Have you seen the new season of Bret Michaels Rock of Love Bus on VH-1? It's dumb ass, huge hootered, uber-skanks on wheels! Sweet God almighty, these are the most brain dead women with the largest lung warts in history. Apparently, brains and silicone can not exist in the same body. Punxatawny Phil sees the sun more often than their feet do!
On the premier episode, one of the girls drank a shot from a test tube that one of the other girl was, ahhhh, holding with her downtown lady parts. Classy! For her sake, I hope she used the shot to wash down her Valtrex.
But holy crap are most these women stupid.
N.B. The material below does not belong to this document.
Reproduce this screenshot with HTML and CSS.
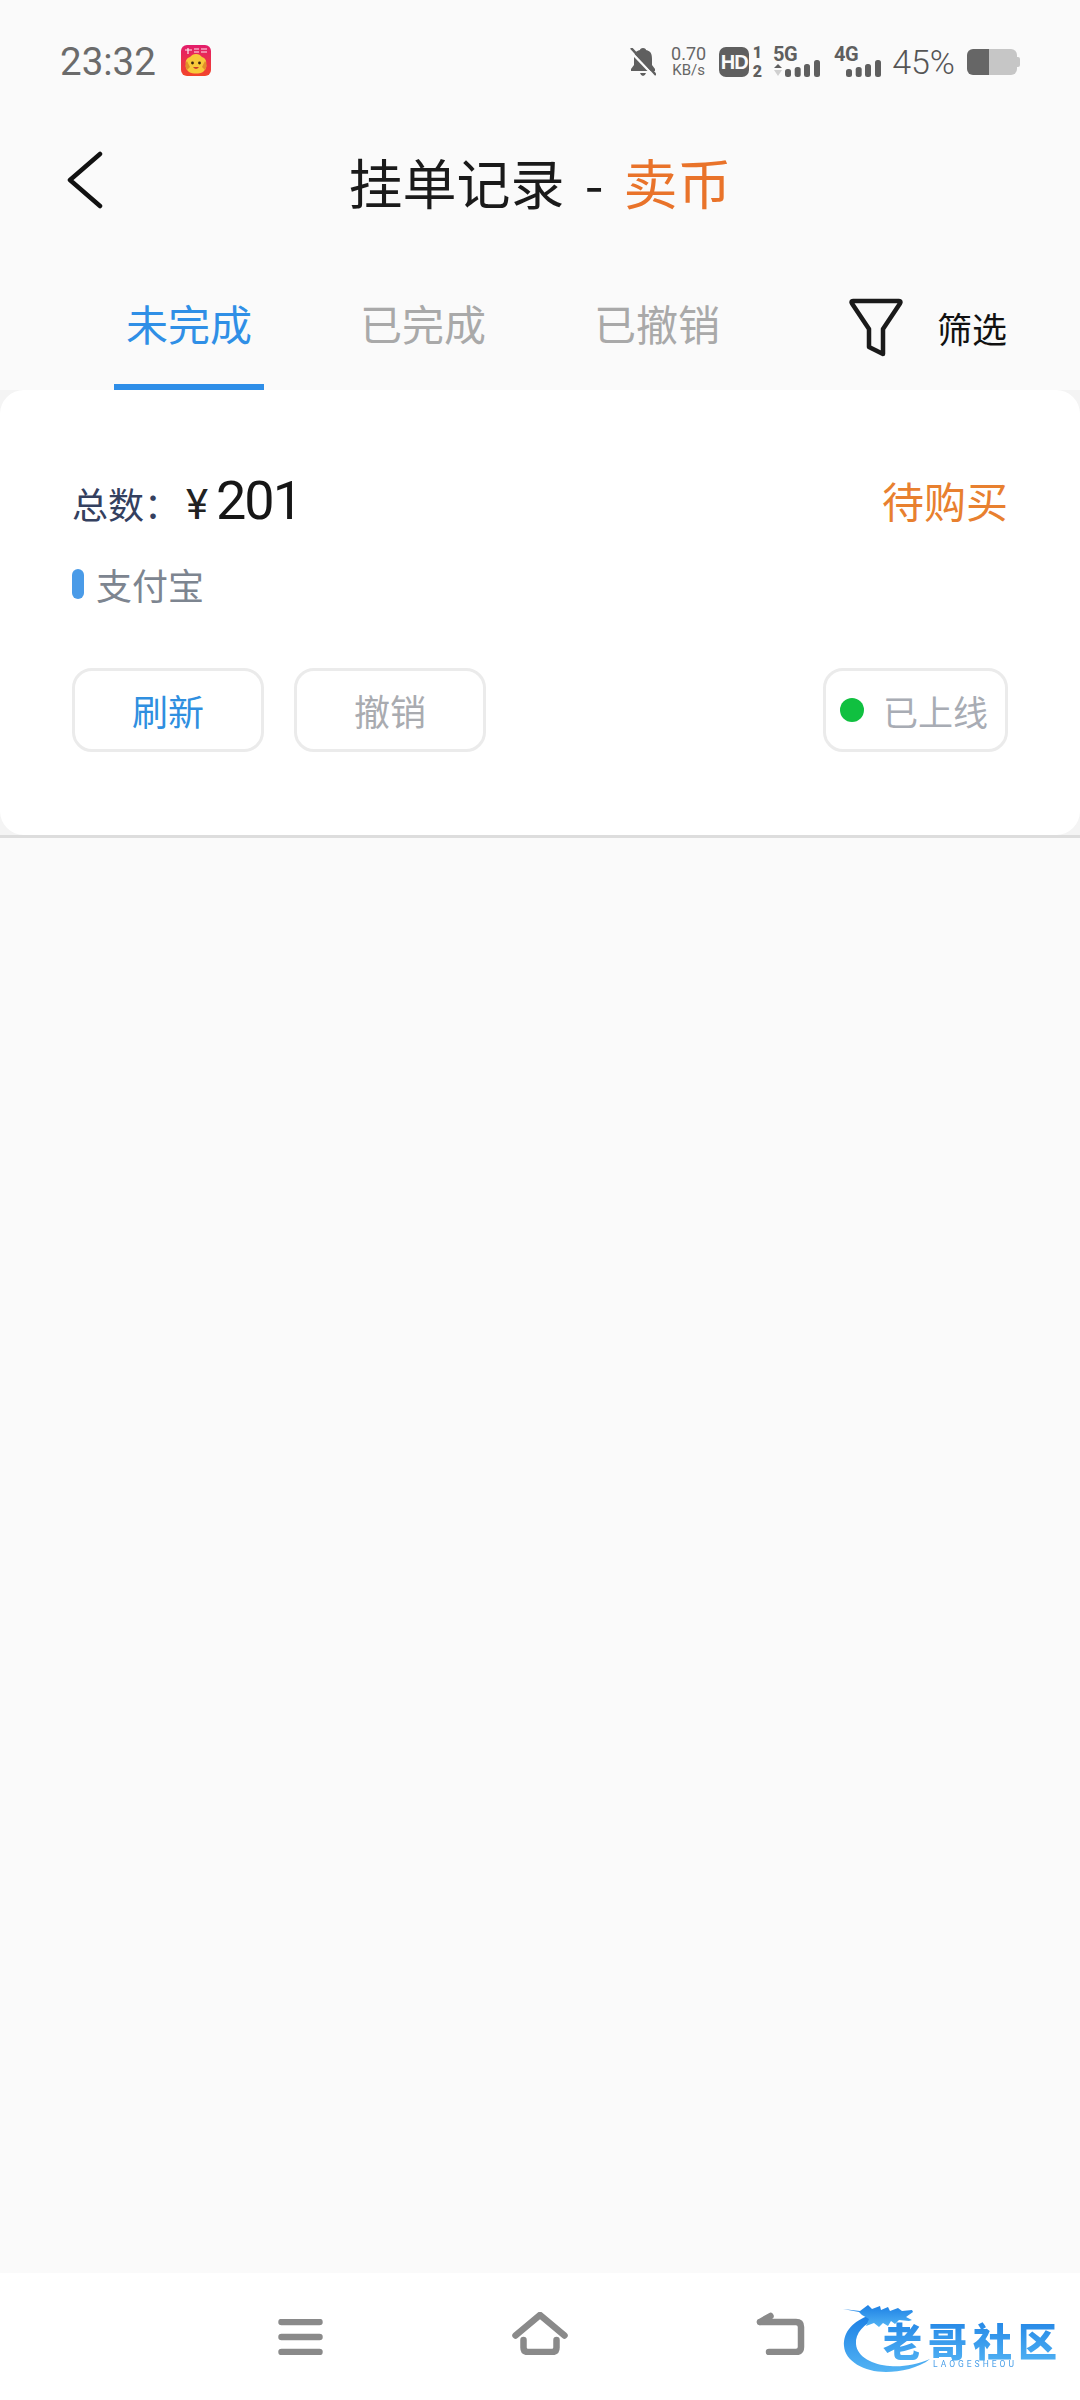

They make the contestents on previous seasons seem like a bunch or Albert Einstein's (but with great racks!)
However, you'd have a easier time finding a vegetarian in a buzzard flock than finding a brain cell on the Rock of Love bus.
A easier time finding a pork chop in a synagogue than finding a brain cell on the Rock of Love bus.
A easier time finding an attorney in heaven than finding a brain cell on the Rock of Love bus.
You'd have a easier time finding a Super Bowl Trophy in Minnesota.
A woman's name in Ryan Seacrest's black book.
Groupies backstage at The View than finding a brain cell on the Rock of Love bus.
You'd have a easier time finding an Illinois governor with his hand in his own pocket.
A non-deaf person at a Celine Dion concert.
A defensive coach in Green Bay with a job than finding a brain cell on the Rock of Love bus.
You'd have a easier time finding a condom machine in the Vatican.
A sober bridesmaid at a Menasha wedding.
A solid bowel movement in the men’s room at 60 Minutes than finding a brain cell on the Rock of Love bus.
In fact, you'd have a easier time finding a virgin on the Rock of Love bus…than finding a brain cell on the Rock of Love bus.
A easier time finding a square inch of the Rock of Love bus not covered in skank juice than finding a brain cell on the Rock of Love bus.
A easier time finding a good reason to watch Rock of Love Bus than finding a brain cell on the Rock of Love bus. (Except, of course, for the boobs. Did I mention the boobs? Yeah, them is some mighty big boobs!)